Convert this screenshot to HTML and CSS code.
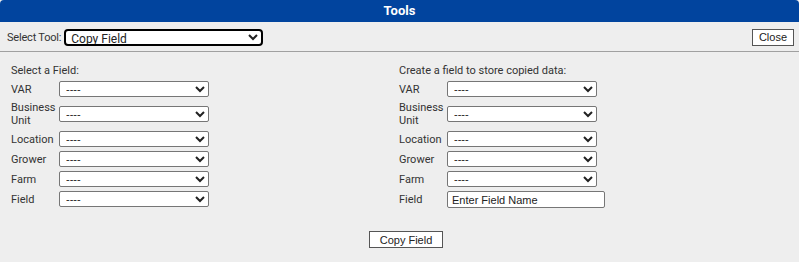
FILE: index.html
```html
<!DOCTYPE html>
<html lang="en">
<head>
    <meta charset="UTF-8">
    <meta name="viewport" content="width=device-width, initial-scale=1.0">
    <title>Tools</title>
    <link rel="stylesheet" href="styles.css">
</head>
<body>
    <div class="dialog">
        <div class="title-bar">Tools</div>

        <div class="toolbar">
            <label class="tool-label">Select Tool:</label>
            <select class="tool-select">
                <option>Copy Field</option>
            </select>
            <button class="btn close-btn">Close</button>
        </div>

        <div class="columns">
            <div class="col">
                <div class="col-title">Select a Field:</div>
                <div class="form-grid">
                    <label>VAR</label>
                    <select><option>----</option></select>
                    <label>Business Unit</label>
                    <select><option>----</option></select>
                    <label>Location</label>
                    <select><option>----</option></select>
                    <label>Grower</label>
                    <select><option>----</option></select>
                    <label>Farm</label>
                    <select><option>----</option></select>
                    <label>Field</label>
                    <select><option>----</option></select>
                </div>
            </div>
            <div class="col">
                <div class="col-title">Create a field to store copied data:</div>
                <div class="form-grid">
                    <label>VAR</label>
                    <select><option>----</option></select>
                    <label>Business Unit</label>
                    <select><option>----</option></select>
                    <label>Location</label>
                    <select><option>----</option></select>
                    <label>Grower</label>
                    <select><option>----</option></select>
                    <label>Farm</label>
                    <select><option>----</option></select>
                    <label>Field</label>
                    <input type="text" value="Enter Field Name">
                </div>
            </div>
        </div>

        <div class="actions">
            <button class="btn copy-btn">Copy Field</button>
        </div>
    </div>
</body>
</html>
```

FILE: styles.css
```css
body {
    margin: 0;
    background-color: #eeeeee;
    font-family: Roboto, "Liberation Sans", sans-serif;
    font-size: 11px;
    color: #333;
}
.dialog {
    width: 799px;
    height: 262px;
    background-color: #eeeeee;
}
.title-bar {
    height: 22px;
    line-height: 22px;
    background-color: #01449e;
    color: white;
    font-weight: bold;
    font-size: 13px;
    text-align: center;
    border-radius: 4px 4px 0 0;
}
.toolbar {
    display: flex;
    align-items: center;
    height: 28px;
    padding: 1px 5px 0 7px;
    border-bottom: 1px solid #a0a0a0;
}
.tool-label {
    margin-right: 3px;
    letter-spacing: -0.2px;
}
.tool-select {
    width: 199px;
    height: 17px;
    border: 2px solid #000;
    border-radius: 4px;
    font-family: Roboto, sans-serif;
    font-size: 12px;
    color: #222;
    padding: 0 1px;
    background-color: white;
}
.close-btn {
    margin-left: auto;
}
.btn {
    font-family: "Liberation Sans", Arial, sans-serif;
    font-size: 11px;
    color: #222;
    background-color: white;
    border: 1px solid #555;
    border-radius: 0;
    height: 17px;
    padding: 0 6px;
}
.copy-btn {
    padding: 0 10px;
}
.columns {
    display: grid;
    grid-template-columns: 388px 1fr;
    padding: 12px 0 0 11px;
}
.col-title {
    margin-bottom: 4px;
}
.form-grid {
    display: grid;
    grid-template-columns: 48px auto;
    justify-content: start;
    align-items: center;
    row-gap: 4px;
}
.form-grid label {
    line-height: 13px;
}
.form-grid select {
    width: 150px;
    height: 16px;
    font-size: 11px;
    font-family: "Liberation Sans", Arial, sans-serif;
    color: #222;
    background-color: white;
    border: 1px solid #767676;
    border-radius: 2px;
    padding: 0 2px;
}
.form-grid input {
    width: 158px;
    height: 17px;
    box-sizing: border-box;
    font-size: 11px;
    font-family: "Liberation Sans", Arial, sans-serif;
    color: #222;
    border: 1px solid #767676;
    border-radius: 2px;
    padding: 0 4px;
}
.actions {
    text-align: center;
    padding: 23px 0 0 13px;
}
```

============

> Directive: Transcribe the listing in full. Omit the pictures and keep every line exact.

> Answer to this task:
Convert this screenshot to HTML and CSS code.
FILE: index.html
```html
<!DOCTYPE html>
<html lang="en">
<head>
    <meta charset="UTF-8">
    <meta name="viewport" content="width=device-width, initial-scale=1.0">
    <title>Tools</title>
    <link rel="stylesheet" href="styles.css">
</head>
<body>
    <div class="dialog">
        <div class="title-bar">Tools</div>

        <div class="toolbar">
            <label class="tool-label">Select Tool:</label>
            <select class="tool-select">
                <option>Copy Field</option>
            </select>
            <button class="btn close-btn">Close</button>
        </div>

        <div class="columns">
            <div class="col">
                <div class="col-title">Select a Field:</div>
                <div class="form-grid">
                    <label>VAR</label>
                    <select><option>----</option></select>
                    <label>Business Unit</label>
                    <select><option>----</option></select>
                    <label>Location</label>
                    <select><option>----</option></select>
                    <label>Grower</label>
                    <select><option>----</option></select>
                    <label>Farm</label>
                    <select><option>----</option></select>
                    <label>Field</label>
                    <select><option>----</option></select>
                </div>
            </div>
            <div class="col">
                <div class="col-title">Create a field to store copied data:</div>
                <div class="form-grid">
                    <label>VAR</label>
                    <select><option>----</option></select>
                    <label>Business Unit</label>
                    <select><option>----</option></select>
                    <label>Location</label>
                    <select><option>----</option></select>
                    <label>Grower</label>
                    <select><option>----</option></select>
                    <label>Farm</label>
                    <select><option>----</option></select>
                    <label>Field</label>
                    <input type="text" value="Enter Field Name">
                </div>
            </div>
        </div>

        <div class="actions">
            <button class="btn copy-btn">Copy Field</button>
        </div>
    </div>
</body>
</html>
```

FILE: styles.css
```css
body {
    margin: 0;
    background-color: #eeeeee;
    font-family: Roboto, "Liberation Sans", sans-serif;
    font-size: 11px;
    color: #333;
}
.dialog {
    width: 799px;
    height: 262px;
    background-color: #eeeeee;
}
.title-bar {
    height: 22px;
    line-height: 22px;
    background-color: #01449e;
    color: white;
    font-weight: bold;
    font-size: 13px;
    text-align: center;
    border-radius: 4px 4px 0 0;
}
.toolbar {
    display: flex;
    align-items: center;
    height: 28px;
    padding: 1px 5px 0 7px;
    border-bottom: 1px solid #a0a0a0;
}
.tool-label {
    margin-right: 3px;
    letter-spacing: -0.2px;
}
.tool-select {
    width: 199px;
    height: 17px;
    border: 2px solid #000;
    border-radius: 4px;
    font-family: Roboto, sans-serif;
    font-size: 12px;
    color: #222;
    padding: 0 1px;
    background-color: white;
}
.close-btn {
    margin-left: auto;
}
.btn {
    font-family: "Liberation Sans", Arial, sans-serif;
    font-size: 11px;
    color: #222;
    background-color: white;
    border: 1px solid #555;
    border-radius: 0;
    height: 17px;
    padding: 0 6px;
}
.copy-btn {
    padding: 0 10px;
}
.columns {
    display: grid;
    grid-template-columns: 388px 1fr;
    padding: 12px 0 0 11px;
}
.col-title {
    margin-bottom: 4px;
}
.form-grid {
    display: grid;
    grid-template-columns: 48px auto;
    justify-content: start;
    align-items: center;
    row-gap: 4px;
}
.form-grid label {
    line-height: 13px;
}
.form-grid select {
    width: 150px;
    height: 16px;
    font-size: 11px;
    font-family: "Liberation Sans", Arial, sans-serif;
    color: #222;
    background-color: white;
    border: 1px solid #767676;
    border-radius: 2px;
    padding: 0 2px;
}
.form-grid input {
    width: 158px;
    height: 17px;
    box-sizing: border-box;
    font-size: 11px;
    font-family: "Liberation Sans", Arial, sans-serif;
    color: #222;
    border: 1px solid #767676;
    border-radius: 2px;
    padding: 0 4px;
}
.actions {
    text-align: center;
    padding: 23px 0 0 13px;
}
```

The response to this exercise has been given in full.